* Goal of the exercise *
Give the listing again character for character, but drop the images.

■ ■ ■ ■ ■

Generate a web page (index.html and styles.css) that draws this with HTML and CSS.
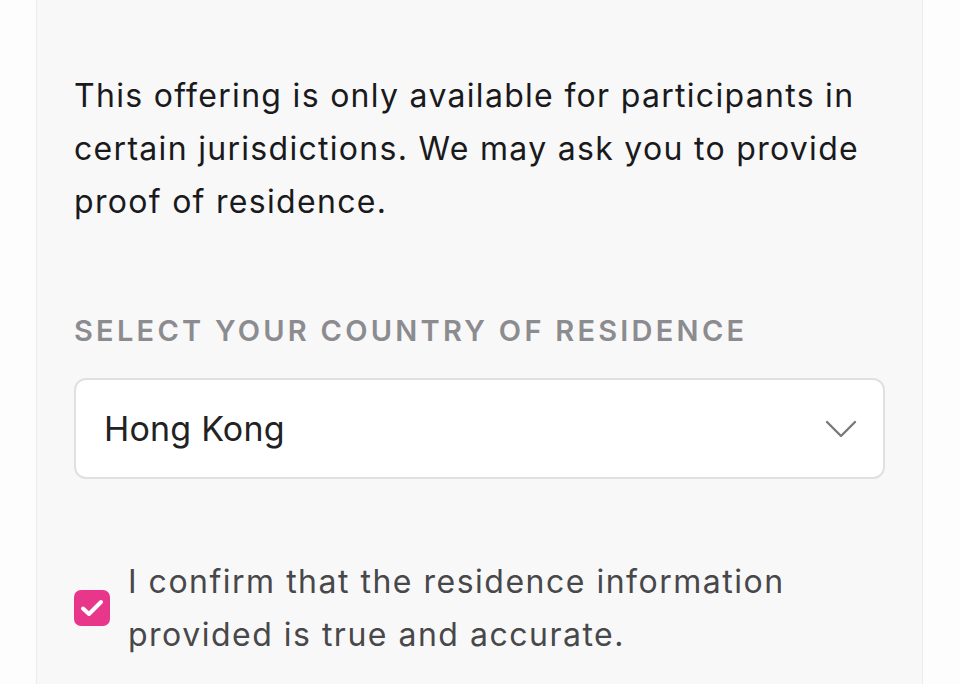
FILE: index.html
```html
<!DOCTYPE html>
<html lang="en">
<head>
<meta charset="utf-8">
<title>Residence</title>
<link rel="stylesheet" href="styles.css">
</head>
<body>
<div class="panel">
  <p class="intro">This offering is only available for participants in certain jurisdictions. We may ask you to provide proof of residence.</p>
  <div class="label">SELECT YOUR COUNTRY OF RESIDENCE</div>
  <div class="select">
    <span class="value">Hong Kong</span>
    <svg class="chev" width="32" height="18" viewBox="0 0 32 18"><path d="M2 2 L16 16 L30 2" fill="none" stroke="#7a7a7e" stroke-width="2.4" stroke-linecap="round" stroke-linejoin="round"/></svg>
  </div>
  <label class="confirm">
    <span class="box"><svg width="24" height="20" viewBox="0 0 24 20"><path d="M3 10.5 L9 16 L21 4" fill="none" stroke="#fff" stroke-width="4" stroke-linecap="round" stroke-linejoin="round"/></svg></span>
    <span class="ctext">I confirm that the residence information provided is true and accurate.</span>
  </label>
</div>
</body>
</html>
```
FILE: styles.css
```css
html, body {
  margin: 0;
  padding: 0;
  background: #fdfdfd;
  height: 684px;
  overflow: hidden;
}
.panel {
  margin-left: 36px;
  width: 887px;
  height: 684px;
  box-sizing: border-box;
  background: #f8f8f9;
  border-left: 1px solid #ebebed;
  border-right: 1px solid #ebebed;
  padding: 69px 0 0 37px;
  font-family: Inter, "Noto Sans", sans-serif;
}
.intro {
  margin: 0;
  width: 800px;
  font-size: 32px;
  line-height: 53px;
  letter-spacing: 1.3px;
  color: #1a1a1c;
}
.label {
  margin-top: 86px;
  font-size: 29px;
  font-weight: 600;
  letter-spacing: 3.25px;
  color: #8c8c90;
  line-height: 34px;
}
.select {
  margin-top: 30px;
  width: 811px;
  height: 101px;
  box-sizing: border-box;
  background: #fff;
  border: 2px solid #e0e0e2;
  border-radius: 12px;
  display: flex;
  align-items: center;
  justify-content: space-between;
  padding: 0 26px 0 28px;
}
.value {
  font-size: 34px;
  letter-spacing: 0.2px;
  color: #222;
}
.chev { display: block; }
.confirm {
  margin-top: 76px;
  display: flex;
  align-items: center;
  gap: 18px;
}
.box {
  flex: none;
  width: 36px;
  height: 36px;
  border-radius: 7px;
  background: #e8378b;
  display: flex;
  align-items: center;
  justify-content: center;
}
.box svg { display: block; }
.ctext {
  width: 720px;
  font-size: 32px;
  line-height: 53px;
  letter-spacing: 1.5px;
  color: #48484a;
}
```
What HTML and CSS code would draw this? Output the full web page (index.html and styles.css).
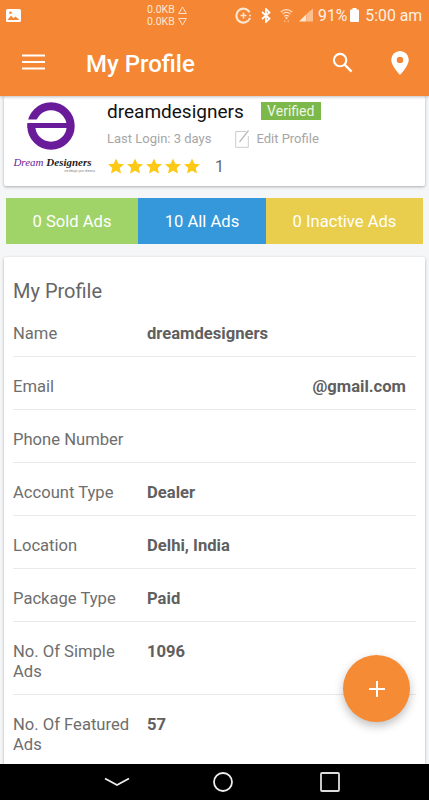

■ ■ ■ ■ ■

* Reply to the exercise *
Generate a web page (index.html and styles.css) that draws this with HTML and CSS.
FILE: index.html
```html
<!DOCTYPE html>
<html lang="en">
<head>
<meta charset="utf-8">
<title>Residence</title>
<link rel="stylesheet" href="styles.css">
</head>
<body>
<div class="panel">
  <p class="intro">This offering is only available for participants in certain jurisdictions. We may ask you to provide proof of residence.</p>
  <div class="label">SELECT YOUR COUNTRY OF RESIDENCE</div>
  <div class="select">
    <span class="value">Hong Kong</span>
    <svg class="chev" width="32" height="18" viewBox="0 0 32 18"><path d="M2 2 L16 16 L30 2" fill="none" stroke="#7a7a7e" stroke-width="2.4" stroke-linecap="round" stroke-linejoin="round"/></svg>
  </div>
  <label class="confirm">
    <span class="box"><svg width="24" height="20" viewBox="0 0 24 20"><path d="M3 10.5 L9 16 L21 4" fill="none" stroke="#fff" stroke-width="4" stroke-linecap="round" stroke-linejoin="round"/></svg></span>
    <span class="ctext">I confirm that the residence information provided is true and accurate.</span>
  </label>
</div>
</body>
</html>
```
FILE: styles.css
```css
html, body {
  margin: 0;
  padding: 0;
  background: #fdfdfd;
  height: 684px;
  overflow: hidden;
}
.panel {
  margin-left: 36px;
  width: 887px;
  height: 684px;
  box-sizing: border-box;
  background: #f8f8f9;
  border-left: 1px solid #ebebed;
  border-right: 1px solid #ebebed;
  padding: 69px 0 0 37px;
  font-family: Inter, "Noto Sans", sans-serif;
}
.intro {
  margin: 0;
  width: 800px;
  font-size: 32px;
  line-height: 53px;
  letter-spacing: 1.3px;
  color: #1a1a1c;
}
.label {
  margin-top: 86px;
  font-size: 29px;
  font-weight: 600;
  letter-spacing: 3.25px;
  color: #8c8c90;
  line-height: 34px;
}
.select {
  margin-top: 30px;
  width: 811px;
  height: 101px;
  box-sizing: border-box;
  background: #fff;
  border: 2px solid #e0e0e2;
  border-radius: 12px;
  display: flex;
  align-items: center;
  justify-content: space-between;
  padding: 0 26px 0 28px;
}
.value {
  font-size: 34px;
  letter-spacing: 0.2px;
  color: #222;
}
.chev { display: block; }
.confirm {
  margin-top: 76px;
  display: flex;
  align-items: center;
  gap: 18px;
}
.box {
  flex: none;
  width: 36px;
  height: 36px;
  border-radius: 7px;
  background: #e8378b;
  display: flex;
  align-items: center;
  justify-content: center;
}
.box svg { display: block; }
.ctext {
  width: 720px;
  font-size: 32px;
  line-height: 53px;
  letter-spacing: 1.5px;
  color: #48484a;
}
```
What HTML and CSS code would draw this? Output the full web page (index.html and styles.css).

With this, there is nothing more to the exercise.